‘We Can Only Request What's in Our Protocol': Technology and Autonomy in Healthcare Professionals' Work

Wednesday, 13 July 2016: 11:30
Location: Hörsaal 17 (Juridicum)
Oral Presentation
Andreas KORNELAKIS, King's College London, United Kingdom
Dimitra PETRAKAKI, University of Sussex, United Kingdom
The National Health Service (NHS) system in England has been subject to successive IT-led reforms, designed to ‘modernize’ the way healthcare is provided. The implications of these reforms for healthcare professionals’ work have been studied from a range of perspectives (e.g. inter-professional roles, values and the contested process of change). Yet little attention has been paid to the implications of information technology for healthcare professionals’ work autonomy and task discretion. The present study seeks to fill this gap by examining the impact of new electronic patient records on work standardization, autonomy and discretion. We report evidence from two case studies of NHS Trusts that implemented a national electronic patient record, the National Care Record Service, a part of the National Programme for Information Technology (NPfIT) in the NHS in England. The paper argues that standardization of tasks and routinization of work is not limited to low-skill sectors, but is a possible consequence even in ‘high-skill’ healthcare sectors, in which professionals are usually expected to be able to ‘work around’ new systems by upholding their professional values.
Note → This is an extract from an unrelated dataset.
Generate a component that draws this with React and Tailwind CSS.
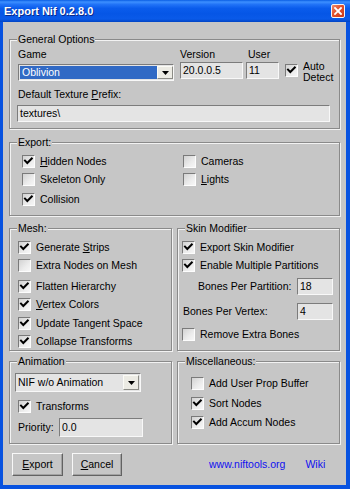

Specifically, it shows that the introduction of IT limited the work autonomy and task discretion for both nurses and clinicians by engendering routinization, through computerisation, of three aspects of healthcare professional work namely the delivery of care; the conduct of healthcare professionals and the interaction between healthcare professionals and patients. It concludes that although there is evidence of reallocation of discretion between different professional groups and opportunities for workarounds (albeit limited), new information technologies tend to constrain professional autonomy and discretion without necessary realizing efficiency gains as espoused by managers.